5.       Sanad hadis itu terhindar dari ‘illat

Kata ‘illat yang terbentuk jama’nya ialah ‘illa atau al-‘illai, menurut bahasa
berarti cacat, penyakit, keburukan dan kesalahan baca. Dengan pengertian ini, maka yang disebut hadis ber’illat adalah hadis-hadis yang ada cacat atau penyakitnya. Maksudnya ialah bahawa hadis yang bersangkutan bebas dari cacat hadisnya. Yakni hadis itu terbebas dari sifat-sifat samar yang membuatnya, meskipun lihat bahawa hadis itu tidak menunjukkan adanya cacat-cacat tersebut.
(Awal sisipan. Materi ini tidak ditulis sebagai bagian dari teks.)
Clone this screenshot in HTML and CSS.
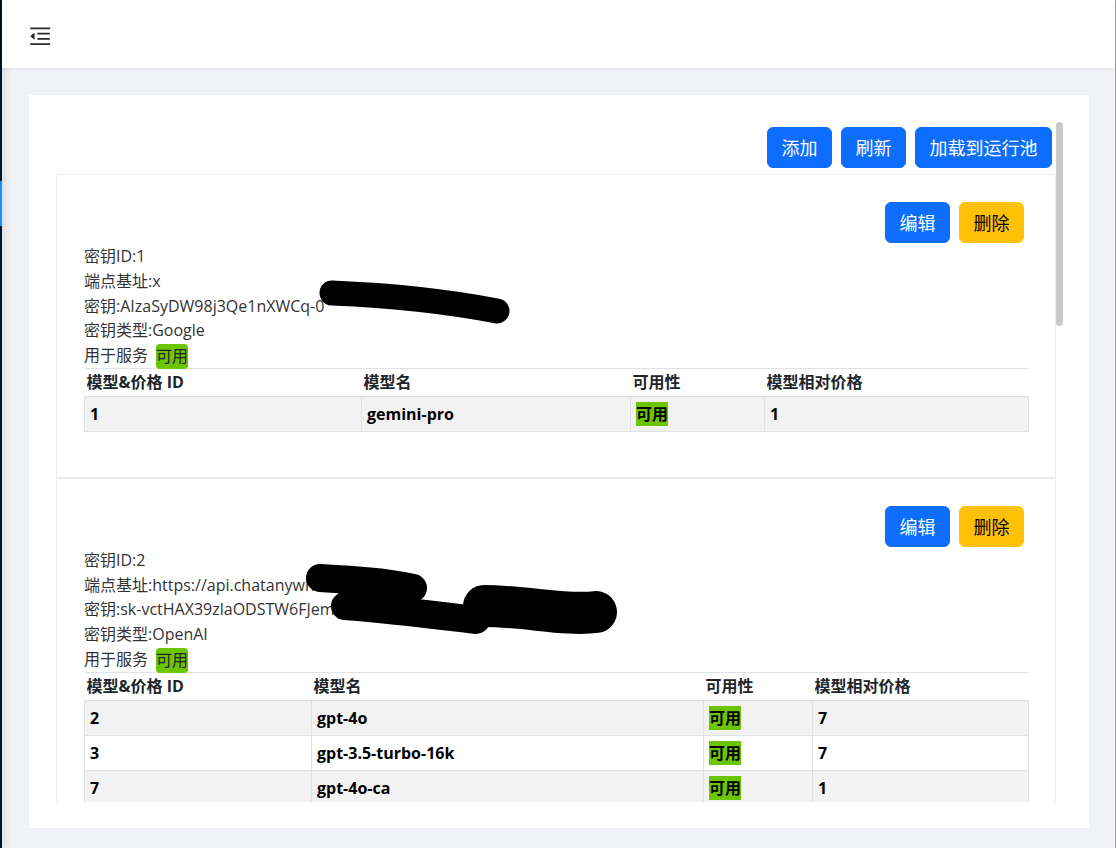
FILE: index.html
```html
<!DOCTYPE html>
<html lang="zh-CN">
<head>
<meta charset="utf-8">
<title>密钥管理</title>
<link rel="stylesheet" href="styles.css">
</head>
<body>
<div class="app">
  <aside class="sider"><div class="sider-selected"></div></aside>
  <div class="main">
    <header class="header">
      <svg class="fold-icon" viewBox="64 64 896 896" aria-hidden="true"><path d="M408 442h480c4.4 0 8-3.6 8-8v-56c0-4.4-3.6-8-8-8H408c-4.4 0-8 3.6-8 8v56c0 4.4 3.6 8 8 8zm-8 204c0 4.4 3.6 8 8 8h480c4.4 0 8-3.6 8-8v-56c0-4.4-3.6-8-8-8H408c-4.4 0-8 3.6-8 8v56zm504-486H120c-4.4 0-8 3.6-8 8v56c0 4.4 3.6 8 8 8h784c4.4 0 8-3.6 8-8v-56c0-4.4-3.6-8-8-8zm0 632H120c-4.4 0-8 3.6-8 8v56c0 4.4 3.6 8 8 8h784c4.4 0 8-3.6 8-8v-56c0-4.4-3.6-8-8-8zM115.4 518.9L271.7 642c5.8 4.6 14.4.5 14.4-6.9V388.9c0-7.4-8.5-11.5-14.4-6.9L115.4 505.1a8.74 8.74 0 000 13.8z"/></svg>
    </header>
    <main class="content">
      <section class="panel">
        <div class="scroll">
          <div class="key-list">
            <div class="toolbar">
              <button class="btn btn-primary">添加</button>
              <button class="btn btn-primary">刷新</button>
              <button class="btn btn-primary">加载到运行池</button>
            </div>

            <div class="key-card">
              <div class="card-actions">
                <button class="btn btn-primary">编辑</button>
                <button class="btn btn-warning">删除</button>
              </div>
              <div class="info">
                <div class="line">密钥ID:1</div>
                <div class="line">端点基址:x</div>
                <div class="line">密钥:AIzaSyDW98j3Qe1nXWCq-0</div>
                <div class="line">密钥类型:Google</div>
                <div class="line">用于服务<span class="badge">可用</span></div>
              </div>
              <table class="models models-a">
                <colgroup><col><col><col><col></colgroup>
                <thead>
                  <tr><th>模型&amp;价格 ID</th><th>模型名</th><th>可用性</th><th>模型相对价格</th></tr>
                </thead>
                <tbody>
                  <tr><td>1</td><td>gemini-pro</td><td><span class="avail">可用</span></td><td>1</td></tr>
                </tbody>
              </table>
              <svg class="redact" width="1000" height="300" aria-hidden="true">
                <path d="M276 119 C324 121 384 126 441 137"/>
              </svg>
            </div>

            <div class="key-card">
              <div class="card-actions">
                <button class="btn btn-primary">编辑</button>
                <button class="btn btn-warning">删除</button>
              </div>
              <div class="info">
                <div class="line">密钥ID:2</div>
                <div class="line">端点基址:https://api.chatanywhere</div>
                <div class="line">密钥:sk-vctHAX39zlaODSTW6FJem</div>
                <div class="line">密钥类型:OpenAI</div>
                <div class="line">用于服务<span class="badge">可用</span></div>
              </div>
              <table class="models models-b">
                <colgroup><col><col><col><col></colgroup>
                <thead>
                  <tr><th>模型&amp;价格 ID</th><th>模型名</th><th>可用性</th><th>模型相对价格</th></tr>
                </thead>
                <tbody>
                  <tr><td>2</td><td>gpt-4o</td><td><span class="avail">可用</span></td><td>7</td></tr>
                  <tr><td>3</td><td>gpt-3.5-turbo-16k</td><td><span class="avail">可用</span></td><td>7</td></tr>
                  <tr><td>7</td><td>gpt-4o-ca</td><td><span class="avail">可用</span></td><td>1</td></tr>
                </tbody>
              </table>
              <svg class="redact" width="1000" height="300" aria-hidden="true">
                <path class="mid" d="M264 100 C300 102 330 104 357 110"/>
                <path class="mid" d="M289 128 C330 131 370 136 420 142"/>
                <path class="wide" d="M428 128 C470 128 510 138 540 134"/>
              </svg>
            </div>
          </div>
        </div>
        <div class="scrollbar"><div class="scrollbar-thumb"></div></div>
      </section>
    </main>
  </div>
</div>
</body>
</html>
```

FILE: styles.css
```css
* { box-sizing: border-box; }

html, body {
  margin: 0;
  padding: 0;
  width: 1116px;
  height: 848px;
  overflow: hidden;
  font-family: "Open Sans", "Noto Sans CJK SC", sans-serif;
}

.app {
  display: flex;
  width: 1116px;
  height: 848px;
  border-right: 1px solid #a3a3a3;
  background: #f0f2f5;
}

.sider {
  width: 2px;
  flex: none;
  background: #001529;
  position: relative;
  z-index: 1;
  box-shadow: 2px 0 7px rgba(0, 21, 41, 0.3);
}

.sider-selected {
  margin-top: 181px;
  height: 45px;
  background: #1890ff;
}

.main {
  flex: 1;
  display: flex;
  flex-direction: column;
  min-width: 0;
}

.header {
  height: 68px;
  flex: none;
  background: #fff;
  position: relative;
  z-index: 2;
  box-shadow: 0 1px 4px rgba(0, 21, 41, 0.08);
  padding: 25px 0 0 26.8px;
}

.fold-icon {
  display: block;
  width: 22.4px;
  height: 22.4px;
  fill: #262626;
}

.content {
  flex: 1;
  min-height: 0;
  display: flex;
  padding: 27px 26px 20px 27px;
}

.panel {
  flex: 1;
  min-width: 0;
  background: #fff;
  padding: 27px 26px 26px 27px;
  display: flex;
}

.scroll {
  flex: 1;
  min-width: 0;
  overflow: hidden;
}

.scrollbar {
  width: 7px;
  flex: none;
}

.scrollbar-thumb {
  width: 7px;
  height: 204px;
  background: #c9c9c9;
  border-radius: 3.5px;
}

.toolbar {
  display: flex;
  justify-content: flex-end;
  gap: 9px;
  padding: 5px 4px 6px 0;
}

.btn {
  font-family: "Noto Sans CJK SC", sans-serif;
  font-size: 18px;
  line-height: 27px;
  padding: 6px 13.5px;
  border: 1px solid transparent;
  border-radius: 6px;
  cursor: pointer;
}

.btn-primary {
  background: #0d6efd;
  border-color: #0d6efd;
  color: #fff;
}

.btn-warning {
  background: #ffc107;
  border-color: #ffc107;
  color: #000;
}

.key-card {
  position: relative;
  border: 1px solid #ececec;
  padding: 27px 26px 29px 27px;
}

.card-actions {
  display: flex;
  justify-content: flex-end;
  gap: 9px;
  padding-right: 5px;
}

.info {
  color: #333;
  font-size: 16px;
  padding-top: 1px;
}

.line {
  height: 24.75px;
  line-height: 24.75px;
  white-space: nowrap;
}

.badge {
  display: inline-block;
  margin-left: 8px;
  background: #6bc500;
  border-radius: 4px;
  line-height: 23px;
  padding: 1px 0;
  vertical-align: middle;
  color: #222;
}

.models {
  width: 100%;
  border-collapse: collapse;
  table-layout: fixed;
  font-size: 16px;
  margin-bottom: 16px;
}

.models th {
  text-align: left;
  font-weight: 700;
  color: #212529;
  line-height: 24px;
  padding: 1px 2px 2px;
  border-top: 1px solid #dee2e6;
}

.models td {
  font-weight: 700;
  color: #000;
  line-height: 24px;
  padding: 5px 5px;
  border: 1px solid #dee2e6;
}

.models tbody tr:nth-child(odd) td {
  background: #f2f2f2;
}

.models-a col:nth-child(1) { width: 277px; }
.models-a col:nth-child(2) { width: 269px; }
.models-a col:nth-child(3) { width: 134px; }

.models-b col:nth-child(1) { width: 227px; }
.models-b col:nth-child(2) { width: 392px; }
.models-b col:nth-child(3) { width: 109px; }

.avail {
  background: #6bc500;
  padding: 1px 0;
}

.redact {
  position: absolute;
  top: -1px;
  left: -1px;
  pointer-events: none;
  overflow: visible;
}

.redact path {
  fill: none;
  stroke: #000;
  stroke-width: 25px;
  stroke-linecap: round;
  stroke-linejoin: round;
}

.redact path.mid {
  stroke-width: 28px;
}

.redact path.wide {
  stroke-width: 42px;
}
```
Jadi hadis yang mengandung cacat itu bukan hadis yang sahih.

Syarat Pada Matan

Kemudian perlu kita ketahui, bahwa hadis itu tidak dipandang sahih dengan kerana sanadnya telah shahih, jika matannya nyatanya berlawanan dengan keterangan-keterangan yang lebih kuat daripadanya. Tidak cukup untuk mengsahihkan sesuatu hadis, melihat dari sanadnya saja. Salah satu versi tentang criteria keshahihan matan hadis ialah bahawa suatu matan hadis dapat dinyatakan maqbul (diterima) sebagai matan hadis yang sahih apabila memenuhi unsur-unsur sebagai berikut:

Ø tidak bertentangan dengan akal sihat
Ø tidak bertentangan dengan hukum Al-Qur’an yang telah muhkam (ketentuan hukum yang telah tetap)
Ø tidak bertentangan dengan hadis mutawatir
Ø tidak bertentangan dengan amalan yang telah menjadi kesepakatan ulama masa lalu (ulama Salaf)
Ø tidak bertentangan dengan dalil yang telah pasti

Ø tidak bertentangan dengan hadis ahad yang kualiti kesahihannya lebih kuat.